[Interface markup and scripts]

** START **

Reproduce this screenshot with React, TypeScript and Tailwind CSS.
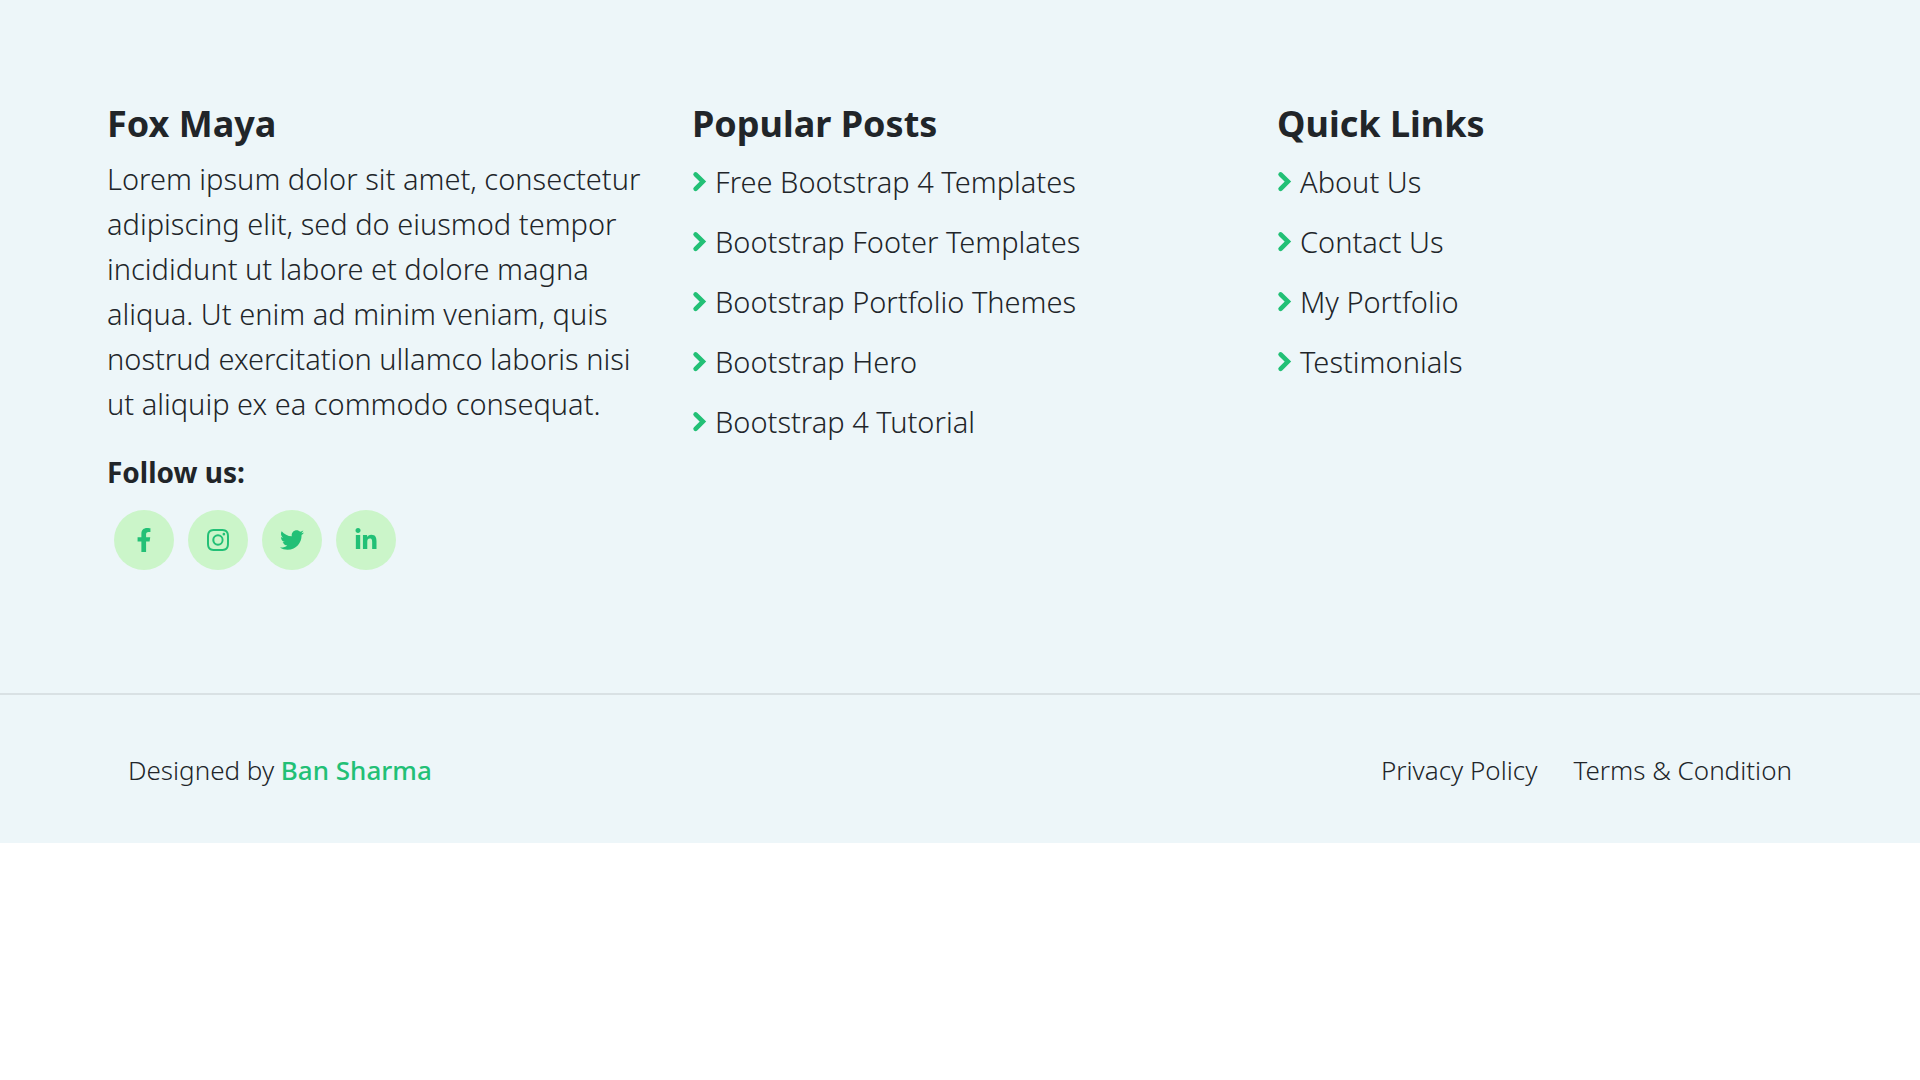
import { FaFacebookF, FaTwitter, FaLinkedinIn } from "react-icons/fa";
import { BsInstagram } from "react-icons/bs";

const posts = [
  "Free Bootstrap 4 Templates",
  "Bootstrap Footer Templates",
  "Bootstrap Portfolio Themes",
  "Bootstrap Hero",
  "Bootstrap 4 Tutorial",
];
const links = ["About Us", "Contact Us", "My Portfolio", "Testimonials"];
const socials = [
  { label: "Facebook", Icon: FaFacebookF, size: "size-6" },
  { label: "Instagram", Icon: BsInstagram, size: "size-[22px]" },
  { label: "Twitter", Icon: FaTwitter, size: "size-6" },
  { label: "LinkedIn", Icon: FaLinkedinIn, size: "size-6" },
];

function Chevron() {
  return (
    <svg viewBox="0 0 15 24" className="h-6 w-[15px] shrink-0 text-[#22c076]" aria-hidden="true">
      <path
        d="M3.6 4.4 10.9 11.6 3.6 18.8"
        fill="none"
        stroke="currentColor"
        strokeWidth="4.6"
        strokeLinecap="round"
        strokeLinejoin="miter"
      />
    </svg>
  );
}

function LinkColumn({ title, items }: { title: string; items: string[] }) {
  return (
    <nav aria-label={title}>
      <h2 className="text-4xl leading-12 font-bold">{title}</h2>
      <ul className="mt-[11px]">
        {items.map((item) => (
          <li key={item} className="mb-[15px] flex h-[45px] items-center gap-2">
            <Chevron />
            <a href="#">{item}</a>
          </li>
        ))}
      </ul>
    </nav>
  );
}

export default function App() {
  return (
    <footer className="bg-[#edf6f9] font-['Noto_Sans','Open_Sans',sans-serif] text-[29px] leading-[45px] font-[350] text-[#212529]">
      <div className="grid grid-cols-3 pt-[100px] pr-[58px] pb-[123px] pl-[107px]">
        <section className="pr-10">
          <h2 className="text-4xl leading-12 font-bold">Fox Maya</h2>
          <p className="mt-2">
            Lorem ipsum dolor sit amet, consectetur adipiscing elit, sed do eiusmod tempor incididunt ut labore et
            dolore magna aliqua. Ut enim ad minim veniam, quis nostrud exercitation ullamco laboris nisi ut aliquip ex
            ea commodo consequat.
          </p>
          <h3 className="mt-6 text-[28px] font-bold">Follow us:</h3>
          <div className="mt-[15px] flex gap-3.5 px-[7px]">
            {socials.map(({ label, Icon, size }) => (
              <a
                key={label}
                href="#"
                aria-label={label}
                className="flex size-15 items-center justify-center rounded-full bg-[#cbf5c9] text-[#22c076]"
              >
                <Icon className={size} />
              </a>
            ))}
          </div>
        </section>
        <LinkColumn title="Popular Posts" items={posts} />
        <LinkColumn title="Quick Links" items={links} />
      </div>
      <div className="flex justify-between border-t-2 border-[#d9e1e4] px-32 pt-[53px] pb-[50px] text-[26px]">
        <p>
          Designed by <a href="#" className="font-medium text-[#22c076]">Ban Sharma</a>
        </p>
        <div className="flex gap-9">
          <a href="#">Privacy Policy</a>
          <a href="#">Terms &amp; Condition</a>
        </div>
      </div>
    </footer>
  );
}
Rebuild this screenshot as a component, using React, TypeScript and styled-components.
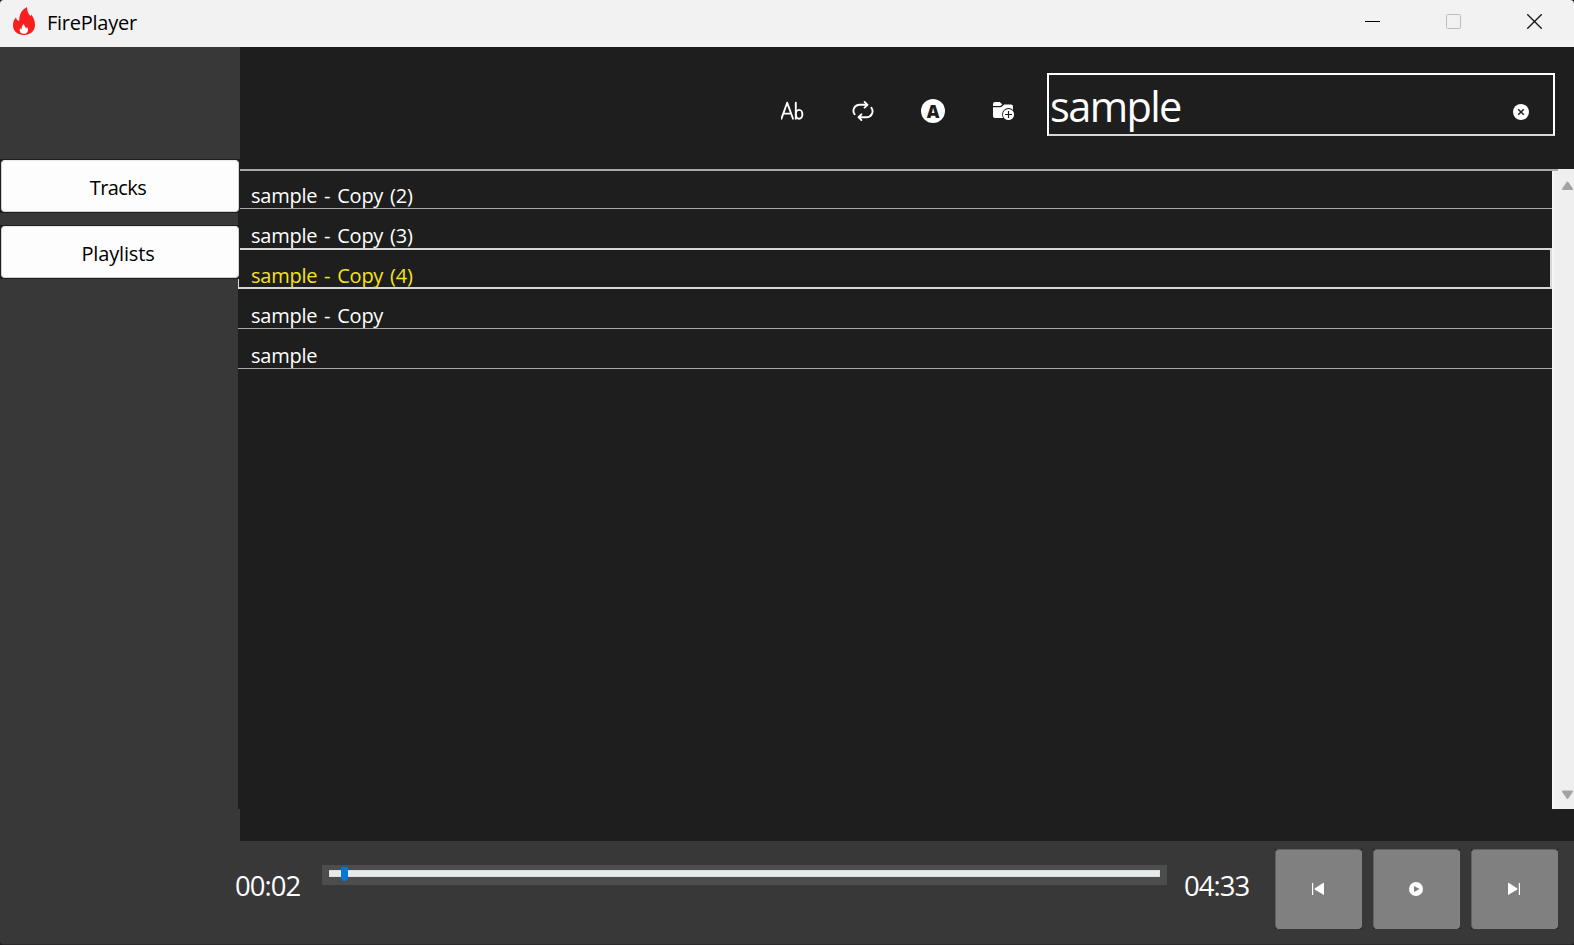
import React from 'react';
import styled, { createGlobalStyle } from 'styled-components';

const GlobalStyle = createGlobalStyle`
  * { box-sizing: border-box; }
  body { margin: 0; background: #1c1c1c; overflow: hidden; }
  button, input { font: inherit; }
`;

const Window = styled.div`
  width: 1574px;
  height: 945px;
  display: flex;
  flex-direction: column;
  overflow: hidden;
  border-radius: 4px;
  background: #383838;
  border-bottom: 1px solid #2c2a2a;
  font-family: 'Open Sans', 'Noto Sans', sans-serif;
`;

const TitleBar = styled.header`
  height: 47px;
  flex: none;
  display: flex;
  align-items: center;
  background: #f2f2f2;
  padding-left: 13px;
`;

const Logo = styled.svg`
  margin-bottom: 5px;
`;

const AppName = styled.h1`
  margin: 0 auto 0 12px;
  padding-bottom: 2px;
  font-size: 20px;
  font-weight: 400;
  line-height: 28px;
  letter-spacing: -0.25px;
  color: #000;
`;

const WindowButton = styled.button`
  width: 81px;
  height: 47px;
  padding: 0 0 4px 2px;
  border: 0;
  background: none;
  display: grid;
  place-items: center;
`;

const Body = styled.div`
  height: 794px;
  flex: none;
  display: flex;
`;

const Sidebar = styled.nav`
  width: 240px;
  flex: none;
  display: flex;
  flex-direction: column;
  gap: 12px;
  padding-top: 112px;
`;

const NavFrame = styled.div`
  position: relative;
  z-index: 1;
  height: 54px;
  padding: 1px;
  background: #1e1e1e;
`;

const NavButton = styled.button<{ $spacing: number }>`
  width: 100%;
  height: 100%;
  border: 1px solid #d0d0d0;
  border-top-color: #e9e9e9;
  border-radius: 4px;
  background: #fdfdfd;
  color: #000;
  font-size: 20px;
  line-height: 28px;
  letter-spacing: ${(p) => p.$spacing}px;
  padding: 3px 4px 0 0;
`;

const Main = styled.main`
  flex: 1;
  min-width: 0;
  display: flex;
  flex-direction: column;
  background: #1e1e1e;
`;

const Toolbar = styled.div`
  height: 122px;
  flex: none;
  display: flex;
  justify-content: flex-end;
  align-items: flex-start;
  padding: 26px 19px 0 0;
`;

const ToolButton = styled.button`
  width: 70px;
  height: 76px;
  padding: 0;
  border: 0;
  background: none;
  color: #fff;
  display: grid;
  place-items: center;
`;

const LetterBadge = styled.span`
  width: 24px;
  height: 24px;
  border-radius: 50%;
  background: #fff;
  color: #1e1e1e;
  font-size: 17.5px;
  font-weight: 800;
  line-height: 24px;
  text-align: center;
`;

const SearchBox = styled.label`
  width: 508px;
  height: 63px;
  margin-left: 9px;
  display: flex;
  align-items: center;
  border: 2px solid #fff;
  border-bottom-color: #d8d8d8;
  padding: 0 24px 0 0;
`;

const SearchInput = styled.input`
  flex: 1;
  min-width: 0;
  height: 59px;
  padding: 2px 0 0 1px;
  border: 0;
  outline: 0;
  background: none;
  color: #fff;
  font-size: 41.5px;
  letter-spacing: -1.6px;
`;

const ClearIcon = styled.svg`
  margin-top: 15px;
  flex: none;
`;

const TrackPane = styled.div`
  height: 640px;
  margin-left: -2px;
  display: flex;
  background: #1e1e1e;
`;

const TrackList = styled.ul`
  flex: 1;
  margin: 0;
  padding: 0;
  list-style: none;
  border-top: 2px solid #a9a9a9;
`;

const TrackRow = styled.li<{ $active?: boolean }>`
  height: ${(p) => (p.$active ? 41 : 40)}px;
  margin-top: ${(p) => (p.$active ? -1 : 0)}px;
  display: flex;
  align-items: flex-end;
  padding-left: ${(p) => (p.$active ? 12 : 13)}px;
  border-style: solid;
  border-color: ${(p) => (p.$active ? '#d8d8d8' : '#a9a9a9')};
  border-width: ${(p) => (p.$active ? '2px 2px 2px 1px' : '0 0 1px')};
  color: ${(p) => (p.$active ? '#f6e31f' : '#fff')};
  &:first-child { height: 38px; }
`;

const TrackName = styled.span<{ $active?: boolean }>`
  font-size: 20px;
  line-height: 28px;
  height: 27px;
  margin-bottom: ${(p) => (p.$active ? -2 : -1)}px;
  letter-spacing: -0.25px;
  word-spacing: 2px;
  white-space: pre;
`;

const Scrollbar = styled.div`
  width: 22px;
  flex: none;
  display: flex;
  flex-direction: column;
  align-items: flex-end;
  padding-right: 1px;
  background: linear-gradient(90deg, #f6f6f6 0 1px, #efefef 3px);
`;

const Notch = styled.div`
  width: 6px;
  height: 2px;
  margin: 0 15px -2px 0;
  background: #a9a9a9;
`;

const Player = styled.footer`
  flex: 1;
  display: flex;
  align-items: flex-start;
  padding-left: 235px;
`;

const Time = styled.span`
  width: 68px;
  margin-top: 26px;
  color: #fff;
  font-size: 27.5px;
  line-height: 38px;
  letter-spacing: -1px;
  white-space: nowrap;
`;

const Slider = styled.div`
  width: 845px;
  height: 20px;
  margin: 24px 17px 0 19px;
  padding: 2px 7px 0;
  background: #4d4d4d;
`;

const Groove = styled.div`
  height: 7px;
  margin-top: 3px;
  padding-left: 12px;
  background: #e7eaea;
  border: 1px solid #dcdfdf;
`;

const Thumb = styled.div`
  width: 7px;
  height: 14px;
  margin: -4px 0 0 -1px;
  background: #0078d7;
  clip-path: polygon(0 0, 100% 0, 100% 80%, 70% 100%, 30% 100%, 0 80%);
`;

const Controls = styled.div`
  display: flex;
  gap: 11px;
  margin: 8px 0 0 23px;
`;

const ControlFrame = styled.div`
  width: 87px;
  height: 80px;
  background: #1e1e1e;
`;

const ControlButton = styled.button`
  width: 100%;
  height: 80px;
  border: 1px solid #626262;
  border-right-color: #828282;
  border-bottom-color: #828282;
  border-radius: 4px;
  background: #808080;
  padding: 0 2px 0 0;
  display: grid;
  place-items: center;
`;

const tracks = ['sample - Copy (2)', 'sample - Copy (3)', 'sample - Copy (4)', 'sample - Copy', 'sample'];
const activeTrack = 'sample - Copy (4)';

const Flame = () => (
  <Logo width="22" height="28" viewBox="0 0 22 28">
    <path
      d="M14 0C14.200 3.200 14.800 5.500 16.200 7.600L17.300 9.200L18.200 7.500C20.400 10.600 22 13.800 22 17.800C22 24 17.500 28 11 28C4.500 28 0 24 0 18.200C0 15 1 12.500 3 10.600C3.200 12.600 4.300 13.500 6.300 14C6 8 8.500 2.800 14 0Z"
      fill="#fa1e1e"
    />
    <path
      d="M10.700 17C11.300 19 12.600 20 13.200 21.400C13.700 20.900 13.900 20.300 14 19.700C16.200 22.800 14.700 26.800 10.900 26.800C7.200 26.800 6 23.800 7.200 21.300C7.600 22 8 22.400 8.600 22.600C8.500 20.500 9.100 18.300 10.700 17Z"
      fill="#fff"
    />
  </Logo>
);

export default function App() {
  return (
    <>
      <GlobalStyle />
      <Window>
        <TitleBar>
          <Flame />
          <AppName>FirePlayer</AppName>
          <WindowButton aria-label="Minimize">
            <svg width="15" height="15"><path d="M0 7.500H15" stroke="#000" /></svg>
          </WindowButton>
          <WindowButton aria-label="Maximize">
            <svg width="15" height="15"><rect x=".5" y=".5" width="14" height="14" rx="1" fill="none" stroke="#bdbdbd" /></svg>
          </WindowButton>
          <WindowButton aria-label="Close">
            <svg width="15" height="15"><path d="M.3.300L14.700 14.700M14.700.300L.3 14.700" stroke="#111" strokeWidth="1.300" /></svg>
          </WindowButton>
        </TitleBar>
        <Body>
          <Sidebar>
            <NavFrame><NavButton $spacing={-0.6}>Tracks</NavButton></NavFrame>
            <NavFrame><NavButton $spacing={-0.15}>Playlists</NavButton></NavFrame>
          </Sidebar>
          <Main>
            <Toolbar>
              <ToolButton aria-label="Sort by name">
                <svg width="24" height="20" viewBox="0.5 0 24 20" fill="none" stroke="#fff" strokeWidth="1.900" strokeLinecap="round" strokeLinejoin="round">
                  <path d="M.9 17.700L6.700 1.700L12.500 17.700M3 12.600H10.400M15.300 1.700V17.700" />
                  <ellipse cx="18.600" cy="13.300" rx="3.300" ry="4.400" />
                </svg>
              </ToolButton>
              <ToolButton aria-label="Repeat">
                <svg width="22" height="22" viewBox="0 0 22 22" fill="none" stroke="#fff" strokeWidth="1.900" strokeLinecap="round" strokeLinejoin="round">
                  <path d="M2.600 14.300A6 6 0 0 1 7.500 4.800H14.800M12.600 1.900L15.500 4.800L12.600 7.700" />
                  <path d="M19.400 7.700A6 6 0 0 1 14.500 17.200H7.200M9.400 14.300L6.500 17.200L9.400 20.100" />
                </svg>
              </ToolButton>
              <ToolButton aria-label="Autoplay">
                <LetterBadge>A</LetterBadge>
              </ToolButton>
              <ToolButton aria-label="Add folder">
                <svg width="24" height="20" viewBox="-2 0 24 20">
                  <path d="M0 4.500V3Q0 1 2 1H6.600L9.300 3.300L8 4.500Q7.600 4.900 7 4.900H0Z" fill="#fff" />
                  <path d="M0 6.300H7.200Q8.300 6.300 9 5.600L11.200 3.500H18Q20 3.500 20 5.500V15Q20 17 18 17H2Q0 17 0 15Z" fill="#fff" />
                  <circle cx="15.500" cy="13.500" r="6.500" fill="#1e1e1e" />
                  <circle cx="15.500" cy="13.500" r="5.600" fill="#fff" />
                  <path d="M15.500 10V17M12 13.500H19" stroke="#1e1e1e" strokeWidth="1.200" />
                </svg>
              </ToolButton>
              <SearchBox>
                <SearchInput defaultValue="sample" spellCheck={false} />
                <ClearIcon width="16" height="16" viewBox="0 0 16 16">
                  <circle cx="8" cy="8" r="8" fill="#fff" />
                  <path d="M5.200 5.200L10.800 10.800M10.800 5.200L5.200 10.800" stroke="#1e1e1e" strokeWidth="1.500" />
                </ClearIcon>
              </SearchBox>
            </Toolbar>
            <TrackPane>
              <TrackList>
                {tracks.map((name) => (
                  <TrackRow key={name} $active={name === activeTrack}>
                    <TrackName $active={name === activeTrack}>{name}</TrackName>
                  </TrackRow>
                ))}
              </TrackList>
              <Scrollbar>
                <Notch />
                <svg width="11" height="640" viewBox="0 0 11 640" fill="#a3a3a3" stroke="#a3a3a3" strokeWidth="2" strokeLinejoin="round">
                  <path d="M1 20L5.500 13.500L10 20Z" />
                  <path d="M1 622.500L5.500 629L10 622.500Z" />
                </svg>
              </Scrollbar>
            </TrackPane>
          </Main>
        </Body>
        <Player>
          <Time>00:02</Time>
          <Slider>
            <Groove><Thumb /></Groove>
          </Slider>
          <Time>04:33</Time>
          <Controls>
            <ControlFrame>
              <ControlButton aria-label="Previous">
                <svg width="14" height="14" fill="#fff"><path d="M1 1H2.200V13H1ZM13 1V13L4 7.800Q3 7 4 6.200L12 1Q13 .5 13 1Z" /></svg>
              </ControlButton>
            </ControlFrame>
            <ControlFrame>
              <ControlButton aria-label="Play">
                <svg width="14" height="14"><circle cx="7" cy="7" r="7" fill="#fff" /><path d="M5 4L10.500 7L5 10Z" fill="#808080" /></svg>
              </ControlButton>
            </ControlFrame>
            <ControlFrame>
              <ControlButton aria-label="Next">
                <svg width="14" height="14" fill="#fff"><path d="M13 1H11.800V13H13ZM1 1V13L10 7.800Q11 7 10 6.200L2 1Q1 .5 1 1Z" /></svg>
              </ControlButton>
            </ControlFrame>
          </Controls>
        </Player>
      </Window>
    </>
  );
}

** END **

● **Short exercise**:
State how many lines of the listing include "screenshot", and nothing more.

● **Result for this task**:
2